Уже простая констатация того, что в художественном смысле актуально, а что нет, стала стимулом к появлению новых групп, играющих оригинальную и современную музыку. Для комсомольцев результаты «прослушивания» оказались откровенно безрадостными – никакого фашизма и антисоветизма обнаружено не было. Бороться с отечественным хард-роком было бессмысленно, так как он просто дублировал «разрешенные» образцы: МАШИНА ВРЕМЕНИ уже спела свой «новый поворот», и комсомол его уже одобрил.
В целом результатом «прослушивания» стала линия на организацию всего «рок-движения» в «сторону весны». Всем, вступившим в рок-лабораторию, торжественно выдали круглый металлический значок, на котором было написано: «Московская рок-лаборатория: движение в сторону весны». У меня сохранилось целых два таких значка (один из них, правда, немного проржавел). Значок этот выдавали только после того, как группа сдала подробную анкету и была официально зачислена в ряды «рок-сообщества».
Получение «Весны» обозначало собой вступление в задекорированную под свободное молодежное творческое объединение бюрократическую организацию – некий департамент рок-музыки, куда можно было положить трудовую книжку и считаться не уголовно преследуемым тунеядцем, а полноправным «трудящимся», т.е. членом общества. Эта «весна на улице вязов» означала, что отныне все вопросы творческого характера будет решать всеобщее собрание рокеров и демократически избранный совет рок-лаборатории, куда войдут наиболее уважаемые, мудрые и солидные «любимцы рок-сообщества» от фракций панков, металлистов, нью-вейверов, арт-рокеров и т.д. Если иметь соответствующие мандаты, литовки и справки, то вас не «повяжут» и даже «официально» заплатят за концерт согласно тарификации. Образ «весны», отмеченный в девизе рок-лаборатории, означал некую «оттепель», разрешенное и официально одобренное «инакомыслие», политкорректность и широко разрекламированную терпимость к «неформальным молодёжным группировкам».
Тем не менее, рациональная организация любого творческого процесса на основах бюрократии или коммерции, как показывает опыт, ведет к быстрому прогрессу в сфере профессиональных навыков и быстрому регрессу в сфере экзистенциальных основ творчества. Артефакты становятся более качественными и виртуозными в техническом и «профессиональном» смысле и более скучными, назойливыми и утомительными в сфере их восприятия. Более, как говорят, «мёртвыми» – они теряют свою простоту, аутентичность и «первозданность».

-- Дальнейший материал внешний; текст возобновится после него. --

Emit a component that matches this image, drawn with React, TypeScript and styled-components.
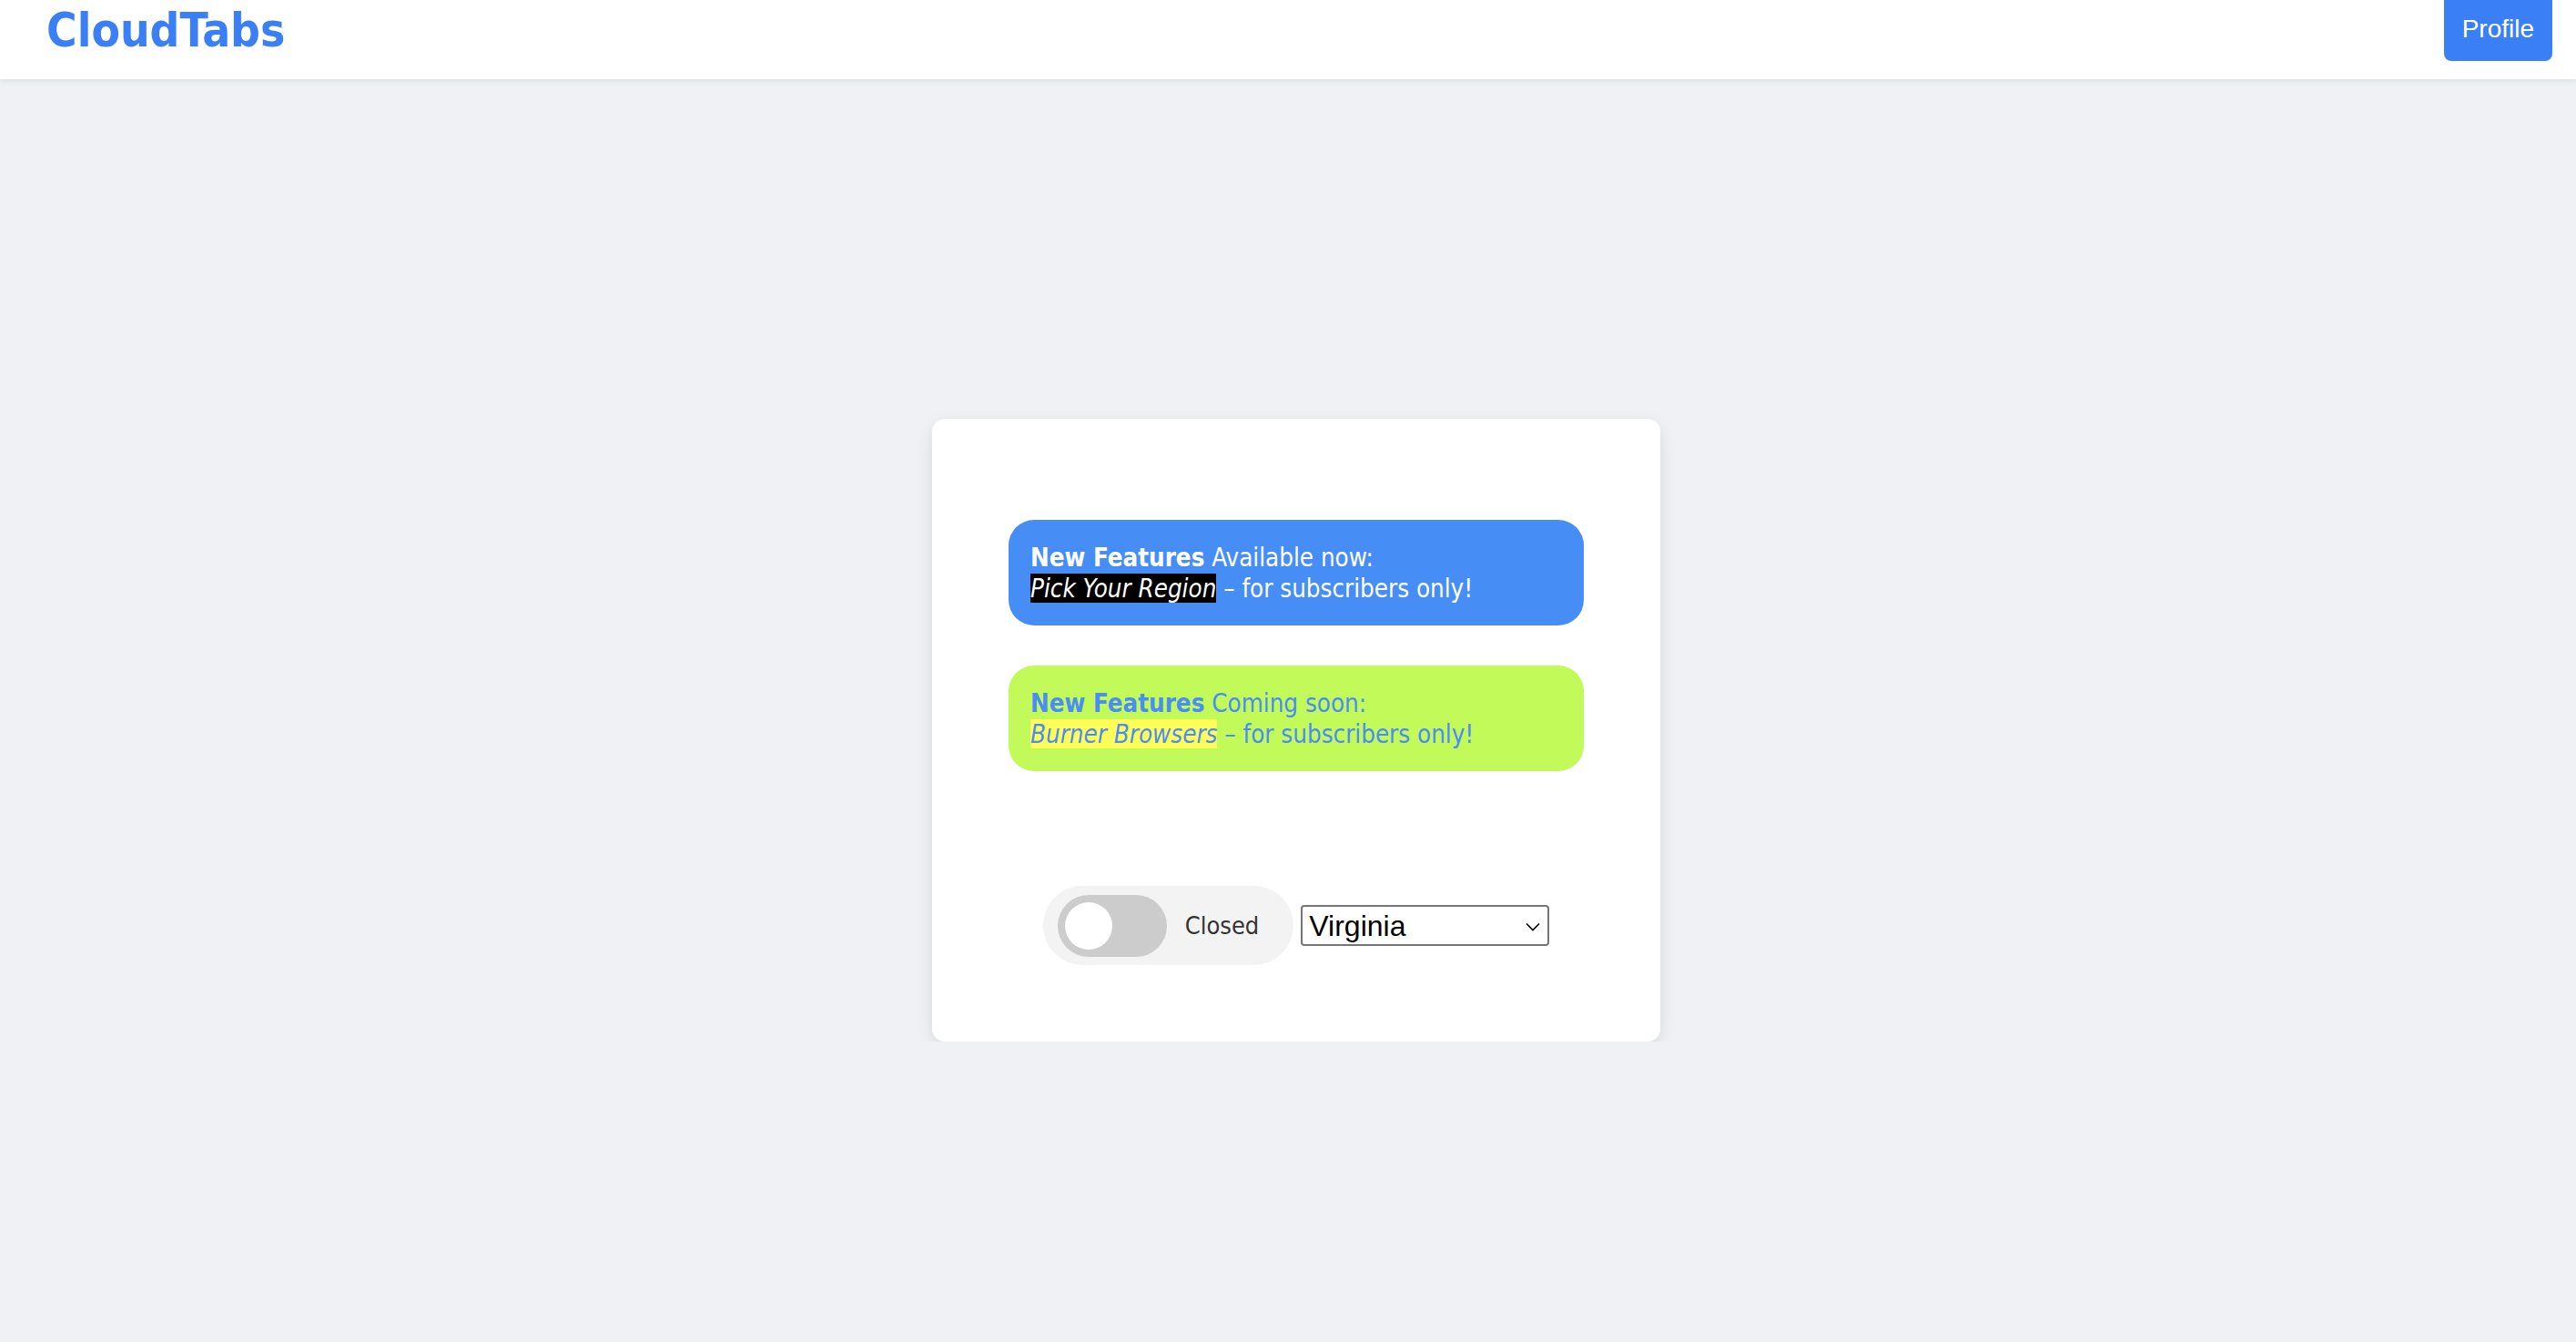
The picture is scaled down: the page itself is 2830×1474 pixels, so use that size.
import { useState } from "react";
import styled, { createGlobalStyle } from "styled-components";

const GlobalStyle = createGlobalStyle`
  body {
    margin: 0;
    background-color: #eff1f5;
    font-family: "DejaVu Sans Condensed", "DejaVu Sans", sans-serif;
  }
`;

const Header = styled.header`
  display: flex;
  justify-content: space-between;
  align-items: flex-start;
  height: 87px;
  padding: 0 26px 0 51px;
  box-sizing: border-box;
  background-color: #ffffff;
  box-shadow: 0 2px 6px rgba(0, 0, 0, 0.08);
`;

const Logo = styled.h1`
  margin: 0;
  font-family: "DejaVu Sans Condensed", "DejaVu Sans", sans-serif;
  font-stretch: condensed;
  font-size: 51px;
  font-weight: 700;
  line-height: 67px;
  color: #3b7ff6;
`;

const ProfileButton = styled.button`
  height: 67px;
  padding: 0 20px 4px;
  border: none;
  border-radius: 0 0 8px 8px;
  background-color: #3b7ff6;
  color: #ffffff;
  font-family: "Liberation Sans", Arial, sans-serif;
  font-size: 28px;
  cursor: pointer;
`;

const Main = styled.main`
  display: flex;
  justify-content: center;
  padding: 373px 0 0 18px;
`;

const Card = styled.section`
  display: flex;
  flex-direction: column;
  width: 800px;
  padding: 111px 84px 84px;
  box-sizing: border-box;
  background-color: #ffffff;
  border-radius: 14px;
  box-shadow: 0 6px 18px rgba(0, 0, 0, 0.1);
`;

const BannerList = styled.div`
  display: flex;
  flex-direction: column;
  gap: 44px;
`;

const Banner = styled.div<{ $tone: "blue" | "lime" }>`
  padding: 24px 24px;
  border-radius: 28px;
  font-stretch: condensed;
  font-size: 27.5px;
  line-height: 34px;
  background-color: ${(p) => (p.$tone === "blue" ? "#468ef5" : "#c1fa59")};
  color: ${(p) => (p.$tone === "blue" ? "#ffffff" : "#4a8df5")};
`;

const Highlight = styled.mark<{ $tone: "blue" | "lime" }>`
  font-style: italic;
  background-color: ${(p) => (p.$tone === "blue" ? "#000000" : "#ffff58")};
  color: inherit;
`;

const Controls = styled.div`
  display: flex;
  justify-content: center;
  align-items: center;
  gap: 8px;
  margin-top: 126px;
`;

const TogglePill = styled.label`
  display: flex;
  align-items: center;
  gap: 20px;
  height: 87px;
  padding: 0 38px 0 16px;
  box-sizing: border-box;
  border-radius: 44px;
  background-color: #f3f3f3;
  cursor: pointer;
`;

const Track = styled.span<{ $on: boolean }>`
  position: relative;
  width: 120px;
  height: 68px;
  border-radius: 34px;
  background-color: ${(p) => (p.$on ? "#3b7ff6" : "#cccccc")};
  transition: 0.2s;
`;

const Knob = styled.span<{ $on: boolean }>`
  position: absolute;
  top: 8px;
  left: ${(p) => (p.$on ? "60px" : "8px")};
  width: 52px;
  height: 52px;
  border-radius: 50%;
  background-color: #ffffff;
  transition: 0.2s;
`;

const ToggleLabel = styled.span`
  font-stretch: condensed;
  font-size: 27px;
  color: #333333;
`;

const HiddenCheckbox = styled.input`
  display: none;
`;

const SelectWrap = styled.div`
  position: relative;
  width: 273px;
  height: 45px;
`;

const RegionSelect = styled.select`
  appearance: none;
  width: 100%;
  height: 100%;
  padding: 0 40px 0 7px;
  box-sizing: border-box;
  border: 2px solid #767676;
  border-radius: 4px;
  background-color: #ffffff;
  color: #000000;
  font-family: "Liberation Sans", Arial, sans-serif;
  font-size: 32px;
`;

const Chevron = styled.svg`
  position: absolute;
  top: 50%;
  right: 10px;
  width: 16px;
  height: 10px;
  margin-top: -4px;
  pointer-events: none;
`;

const App = () => {
  const [open, setOpen] = useState(false);
  const [region, setRegion] = useState("virginia");

  return (
    <>
      <GlobalStyle />
      <Header>
        <Logo>CloudTabs</Logo>
        <ProfileButton>Profile</ProfileButton>
      </Header>
      <Main>
        <Card>
          <BannerList>
            <Banner $tone="blue">
              <b>New Features</b> Available now:
              <br />
              <Highlight $tone="blue">Pick Your Region</Highlight> – for
              subscribers only!
            </Banner>
            <Banner $tone="lime">
              <b>New Features</b> Coming soon:
              <br />
              <Highlight $tone="lime">Burner Browsers</Highlight> – for
              subscribers only!
            </Banner>
          </BannerList>
          <Controls>
            <TogglePill>
              <HiddenCheckbox
                type="checkbox"
                checked={open}
                onChange={() => setOpen(!open)}
              />
              <Track $on={open}>
                <Knob $on={open} />
              </Track>
              <ToggleLabel>{open ? "Open" : "Closed"}</ToggleLabel>
            </TogglePill>
            <SelectWrap>
              <RegionSelect
                value={region}
                onChange={(e) => setRegion(e.target.value)}
              >
                <option value="virginia">Virginia</option>
                <option value="ohio">Ohio</option>
                <option value="oregon">Oregon</option>
                <option value="frankfurt">Frankfurt</option>
              </RegionSelect>
              <Chevron viewBox="0 0 16 10">
                <path
                  d="M1 1.5 L8 8.5 L15 1.5"
                  fill="none"
                  stroke="#000"
                  strokeWidth="1.6"
                />
              </Chevron>
            </SelectWrap>
          </Controls>
        </Card>
      </Main>
    </>
  );
};

export default App;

Возможно ли вообще «профессиональное творчество»? Если бы Джимми Хендрикс не пил, не курил, не «ширялся» и не устраивал оргии, а с утра до вечера долгие годы работал бы над техникой игры на гитаре, он, наверное, в каком-то смысле был бы «лучше» – как профессионал. Но стали бы мы до сих пор слушать и коллекционировать его записи, интересоваться его личностью? Была бы его музыка настолько спонтанной, свободной и оригинальной?
Предположим, весь этот соврок был бы организован не сверху, не любителями «двигаться в сторону весны», а снизу, «самодеятельно». Тогда не было бы никакого «прослушивания», никаких советов «старейших» и «мудрейших», никакой генеральной линии на «движение в сторону весны», никакого «рок-сообщества» и никакой «рок-общественности» (опять употребляю полюбившиеся мне термины Владимира Марочкина). Никто не обсуждал бы на собраниях «профессионализм» друг друга, не проводил бы тарификацию, не выдавал бы литовки текстов и разрешения на проведение мероприятий…
Осталась бы только музыка. И – музыканты. Что-то не так?